Objecting the Limitation
CIA Director Michael Hayden has objected to limiting the CIA to military methods, saying the CIA was not consulted on the 19 approved techniques and they do not encompass all lawful, non-abusive methods of interrogation. For example, sleep deprivation is not mentioned in the manual.
The CIA says it has held and interrogated fewer than 100 detainees. It has used interrogation techniques on a third of them, according to Hayden.
Hayden told Congress this spring that the CIA waterboarded three prisoners in 2002 and 2003. In 2006 he ordered a halt to the practice in the wake of a Supreme Court decision and new laws on the treatment of US detainees.
Absent a law against it, waterboarding remains a possibility in future interrogations of terrorism suspects, as long as the president authorizes it after consulting with the attorney general and intelligence officials.
Warning Letter
A March 5 letter from the Justice Department to Congress makes clear the Bush administration has not defined which interrogation methods might violate the Geneva Convention’s bans on “outrages upon personal dignity,“ the Times said.
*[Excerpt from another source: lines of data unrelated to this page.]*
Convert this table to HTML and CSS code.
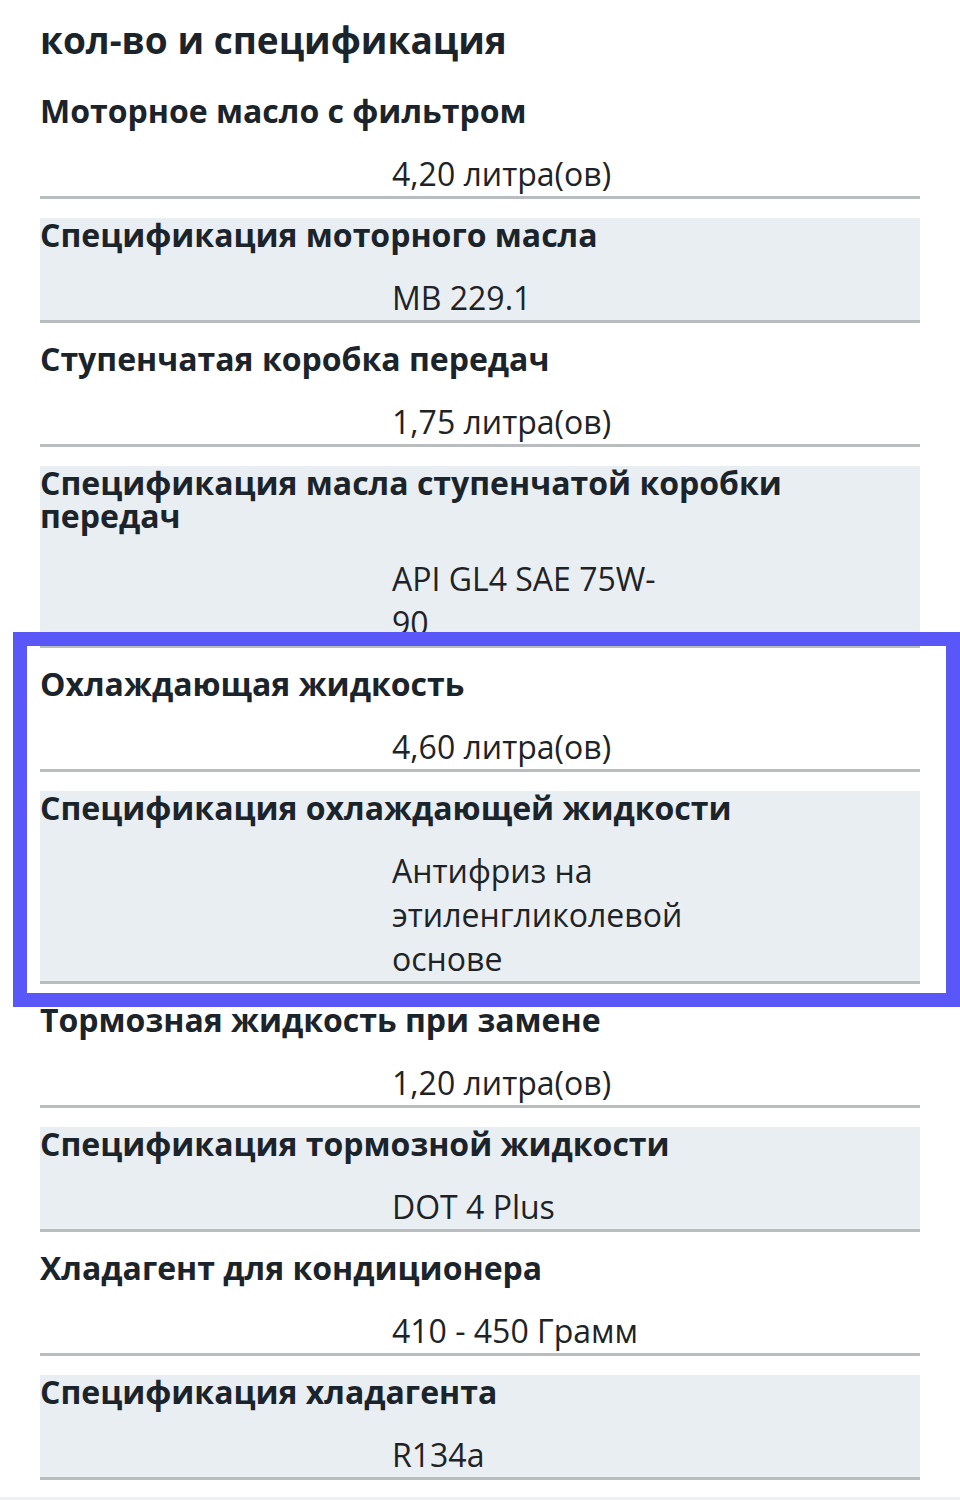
FILE: index.html
```html
<!DOCTYPE html>
<html lang="ru">
<head>
<meta charset="utf-8">
<title>кол-во и спецификация</title>
<link rel="stylesheet" href="styles.css">
</head>
<body>
<main class="page">
  <h2 class="title">кол-во и спецификация</h2>
  <div class="specs">
    <div class="row">
      <div class="label">Моторное масло с фильтром</div>
      <div class="value">4,20 литра(ов)</div>
    </div>
    <div class="row alt">
      <div class="label">Спецификация моторного масла</div>
      <div class="value">MB 229.1</div>
    </div>
    <div class="row">
      <div class="label">Ступенчатая коробка передач</div>
      <div class="value">1,75 литра(ов)</div>
    </div>
    <div class="row alt">
      <div class="label">Спецификация масла ступенчатой коробки передач</div>
      <div class="value">API GL4 SAE 75W-90</div>
    </div>
    <div class="highlight">
      <div class="row">
        <div class="label">Охлаждающая жидкость</div>
        <div class="value">4,60 литра(ов)</div>
      </div>
      <div class="row alt">
        <div class="label">Спецификация охлаждающей жидкости</div>
        <div class="value">Антифриз на этиленгликолевой основе</div>
      </div>
    </div>
    <div class="row">
      <div class="label">Тормозная жидкость при замене</div>
      <div class="value">1,20 литра(ов)</div>
    </div>
    <div class="row alt">
      <div class="label">Спецификация тормозной жидкости</div>
      <div class="value">DOT 4 Plus</div>
    </div>
    <div class="row">
      <div class="label">Хладагент для кондиционера</div>
      <div class="value">410 - 450 Грамм</div>
    </div>
    <div class="row alt">
      <div class="label">Спецификация хладагента</div>
      <div class="value">R134a</div>
    </div>
  </div>
  <div class="next-section"></div>
</main>
</body>
</html>
```

FILE: styles.css
```css
html, body {
  margin: 0;
  padding: 0;
  background: #ffffff;
}

body {
  font-family: "Open Sans", "Noto Sans", sans-serif;
  color: #1b232b;
  overflow: hidden;
}

.page {
  padding-top: 20px;
}

.title {
  margin: 0 40px;
  font-size: 37px;
  line-height: 40px;
  font-weight: 700;
  color: #1b232b;
}

.specs {
  margin: 0 40px;
  padding-top: 15px;
}

.row {
  margin-top: 19px;
  padding-bottom: 0;
  border-bottom: 3px solid #babdc0;
}

.row.alt {
  background: #e9eef2;
}

.label {
  font-size: 32px;
  line-height: 33px;
  font-weight: 700;
  color: #1b232b;
}

.value {
  margin-top: 25px;
  margin-left: 40%;
  width: 33.333%;
  font-size: 32px;
  line-height: 44px;
  font-weight: 400;
  color: #202326;
}

.highlight {
  position: relative;
}

.highlight::after {
  content: "";
  position: absolute;
  top: -35px;
  left: -27px;
  right: -40px;
  bottom: -23px;
  border: 14px solid #5a57f8;
  pointer-events: none;
}

.next-section {
  margin-top: 17px;
  height: 20px;
  background: #eef1f3;
}
```
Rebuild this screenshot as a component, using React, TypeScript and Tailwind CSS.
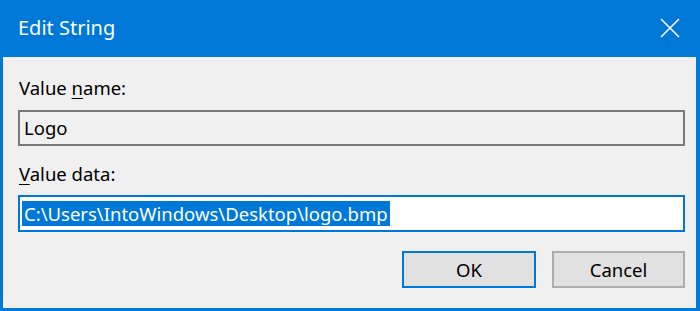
const FONT = { fontFamily: '"Noto Sans", "Open Sans", sans-serif' };

function CloseIcon() {
  return (
    <svg width="20" height="20" viewBox="0 0 20 20" fill="none" stroke="white" strokeWidth="1.6">
      <path d="M1 1L19 19M19 1L1 19" />
    </svg>
  );
}

export default function App() {
  return (
    <div className="flex h-[311px] w-[700px] flex-col bg-[#0078d7] pb-[3px] pl-[3px] pr-[4px]" style={FONT}>
      <div className="flex h-[57px] shrink-0 items-center justify-between pl-[15px] pr-[16px] pb-[2px] text-white">
        <span className="text-[20px] leading-none">Edit String</span>
        <CloseIcon />
      </div>
      <div className="flex flex-1 flex-col bg-[#f0f0f0] pl-[15px] pr-[11px] text-[18.5px] leading-[24px] text-black">
        <div className="mt-[19px] pl-px">
          Value <span className="underline decoration-1 underline-offset-[3px]">n</span>ame:
        </div>
        <div className="mt-[10px] flex h-[36px] items-center border-2 border-[#7a7a7a] bg-[#f0f0f0] px-[4px]">
          Logo
        </div>
        <div className="mt-[16px] pl-px">
          <span className="underline decoration-1 underline-offset-[3px]">V</span>alue data:
        </div>
        <div className="mt-[9px] flex h-[37px] items-center border-2 border-[#0078d7] bg-white px-[2px]">
          <span className="bg-[#0078d7] px-[2px] text-white leading-[25px]">
            C:\Users\IntoWindows\Desktop\logo.bmp
          </span>
        </div>
        <div className="mt-[19px] flex justify-end gap-[16px]">
          <button className="h-[37px] w-[134px] border-2 border-[#0078d7] bg-[#e1e1e1] text-[18.5px]">OK</button>
          <button className="h-[37px] w-[133px] border-2 border-[#adadad] bg-[#e1e1e1] text-[18.5px]">Cancel</button>
        </div>
      </div>
    </div>
  );
}
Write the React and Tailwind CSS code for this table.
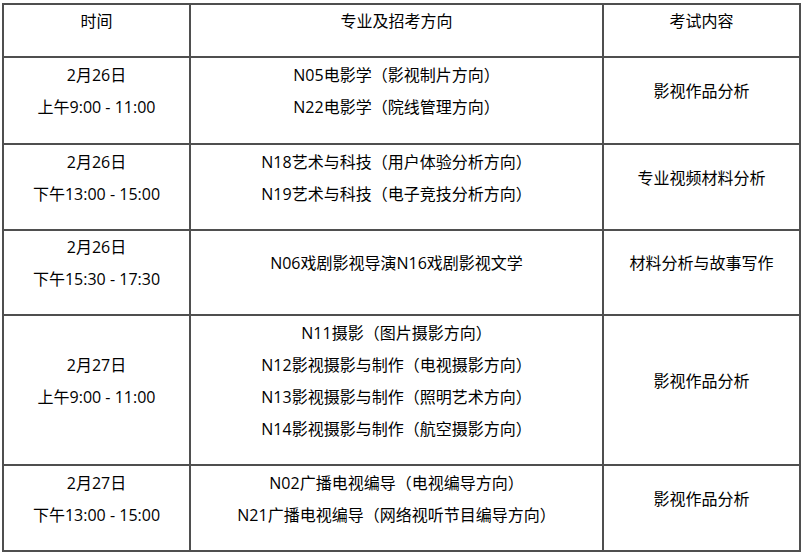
import React from "react";

const rows = [
  {
    h: "h-[87px]",
    time: ["2月26日", "上午9:00 - 11:00"],
    majors: ["N05电影学（影视制片方向）", "N22电影学（院线管理方向）"],
    exam: "影视作品分析",
  },
  {
    h: "h-[86px]",
    time: ["2月26日", "下午13:00 - 15:00"],
    majors: ["N18艺术与科技（用户体验分析方向）", "N19艺术与科技（电子竞技分析方向）"],
    exam: "专业视频材料分析",
  },
  {
    h: "h-[85px]",
    time: ["2月26日", "下午15:30 - 17:30"],
    majors: ["N06戏剧影视导演N16戏剧影视文学"],
    exam: "材料分析与故事写作",
  },
  {
    h: "h-[150px]",
    time: ["2月27日", "上午9:00 - 11:00"],
    majors: [
      "N11摄影（图片摄影方向）",
      "N12影视摄影与制作（电视摄影方向）",
      "N13影视摄影与制作（照明艺术方向）",
      "N14影视摄影与制作（航空摄影方向）",
    ],
    exam: "影视作品分析",
  },
  {
    h: "h-[86px]",
    time: ["2月27日", "下午13:00 - 15:00"],
    majors: ["N02广播电视编导（电视编导方向）", "N21广播电视编导（网络视听节目编导方向）"],
    exam: "影视作品分析",
  },
];

const Cell = ({ lines, h }) => (
  <div className={`${h} flex flex-col items-center justify-center border-r-2 border-b-2 border-[#4f4f4f] pb-[19px] text-center`}>
    {lines.map((l, i) => (
      <p key={i} className="leading-[32px] whitespace-nowrap">
        {l}
      </p>
    ))}
  </div>
);

export default function App() {
  return (
    <div
      className="w-[805px] h-[556px] bg-white text-black text-[16px] pt-[3px] pl-[2px]"
      style={{ fontFamily: '"Open Sans", "Noto Sans CJK SC", sans-serif' }}
    >
      <div className="grid grid-cols-[187px_413px_197px] w-[799px] border-l-2 border-t-2 border-[#4f4f4f]">
        <Cell h="h-[53px]" lines={["时间"]} />
        <Cell h="h-[53px]" lines={["专业及招考方向"]} />
        <Cell h="h-[53px]" lines={["考试内容"]} />
        {rows.map((r, i) => (
          <React.Fragment key={i}>
            <Cell h={r.h} lines={r.time} />
            <Cell h={r.h} lines={r.majors} />
            <Cell h={r.h} lines={[r.exam]} />
          </React.Fragment>
        ))}
      </div>
    </div>
  );
}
A senior Justice Department official, speaking on condition of anonymity, said of the classified information: “I certainly don’t want to suggest that if there’s a good purpose you can head off and humiliate someone.“
But, he said, “the fact that you are doing something for a legitimate security purpose would be relevant ... There are certainly things that can be insulting that would not raise to the level of an outrage on personal dignity.“
The Geneva Conventions prohibit humiliating and degrading treatment of prisoners.